Wednesday, February 13, 2008

How to write a business case for e-learning without really trying

Today I took part in a free workshop on How to write a business case for e-learning, sponsored by the Australian Government. This was worthwhile and the Government is handing out various grants to encourage e-learning and has on-line resources to help.

I peddled across the Canberra CBD from ANU to the Canberra Institute of Technology, which only took ten minutes. CIT have an impressive campus at Reid, complete with a cafe which was just getting fresh muffins out of the oven. ;-)

The program was:

12.00 - Registration with arrival tea and coffee
12.30 - Part 2: Information session on Framework funding opportunities in 2008
(a) national funding for an Industry Integration of E-learning project
(b) state/territory funding for an E-learning Innovations project
13.40 - Afternoon Tea (20 mins)
14.00 - Part 1: PD Workshop - How to write a business case for e-learning (1.5hrs)
(Includes hearing from a previous industry e-learning demonstration)
15.30 - Event concludes

The program had been rearranged at short notice due to staff availability, but still worked out well. The first part was a slightly bewildering introduction to the Australian Flexible Learning Framework e-learning initiatives. Many of the people present were from TAFEs and were familiar with the terminology, I was less so. To add to the complexity, some of the initiatives are administered on a state by state basis. However, the introduction made it all reasonably clear.

There are many useful resources and tools about e-learning on the web site. Some of these which sound interesting are "The Knowledge Tree" E-learning Journal. There is a part of the web site for each state, such as ACT. There are professional development events held in the ACT on e-learning (confusingly called "
e-pd in the @CT"). CD-ROM of ARED software were handed out. This was used to create the online materials for the workshop. This was not a good advertisement as the materials for the workshop online were not particularly good. The online text was too small to read and the downloaded version was missing a link to some of the material need for the workshop. Also the Australian Flexible Learning Framework people seem to have a thing about the London underground, using its schematic maps as a metaphor, which probably seemed like a good idea but does not work well.

Production of e-portfolios and support for Recognition of Prior Learning (RPL) are eligible for funding. Also selection of customization of existing e-learning content. Organizations do not have to create whole courses from scratch.

The main aim of the next round of government funding from 2008 is-learning embedded in industry (previous phases were: 2000 Capability, 2005 Client Engagement). It therefore provides the funding to business, but who then partner with a training provider.

One issue which came up several times is copyright. The Commonwealth requires the copyright on materials created in a funded project to be transferred to it. Under the standard Australian Government copyright conditions this precludes the use of the material, without permission and payment of a fee. I asked about this and it seems that the material in this case is available for free use, but the Commonwealth does not seem to have used a standard open access license. As a result it is unlikely the material will be found and if it is will be used.

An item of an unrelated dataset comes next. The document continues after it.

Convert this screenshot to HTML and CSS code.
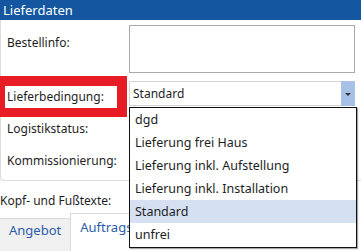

The Commonwealth should change its policy for the
Australian Flexible Learning Framework and adopt a standard license, such as Creative Commons. This would greatly increase use of the materials, as they could then be found with a web search and it would be clear they were available for use. As it is I would be reluctant to recommend participation in any of these programs. Perhaps with a new federal government it is time to suggest that the federal government adopt a policy of giving away IP, rather than restricting access and trying to make money from it.

One TAFE Industry project was highlighted. This had a few interesting points: iPods were used for delivering material. The issue of Copyright came up again, as did the availability of bandwidth for using online systems.

After afternoon tea we used "clickers" (as used in audience response). These are hand held devices with a telephone type keypad issued to each participant. The facilitator puts up a list of questions on screen and each participant presses a key to respond,. The system tallies and displays the responses as a bar graph. The units were Response Cards from Response Innovations, but there are numerous such devices available.
CSIRO has produced a free system called Votapedia, which uses mobile phones.

One issue which came up was the difficulty of finding a return on investment for small non-profit community projects that might need training. Another was the flexibility of the program: after saying capital equipment was not funded, a budget including 16 mobile phones was shown, this had been accepted as the phones were integral for the project.

I had some difficulty with the workshop exercise, as the template which was supposed to be provided online was not included in the text accessible version. I reported the problem and it should be corrected soon. But a problem remains of needing to use the text accessible version: it would be preferable if the primary version of the course was accessible so I didn't need to use a different version which needs to be separately maintained.

Some ways the programs could be applied in Canberra may involve government agencies, rather than private companies. Agencies are eligible to take part, either as the business partner or as a training organisation. This is an interesting option, as I have been involved in delivering university courses, but some of that content would also be suitable for vocational courses.

Apart from the useful content of the workshop, the way it was conducted to demonstrate some of the e-learning techniques was very useful. The use of online materials and interactive electronic class room aids was very useful. However, the problems with these also highlighted the costs and risks involved in the use of the technology. When the web site and the clicker work, they are very useful, but when they do not work, this is very disruptive to the learning process.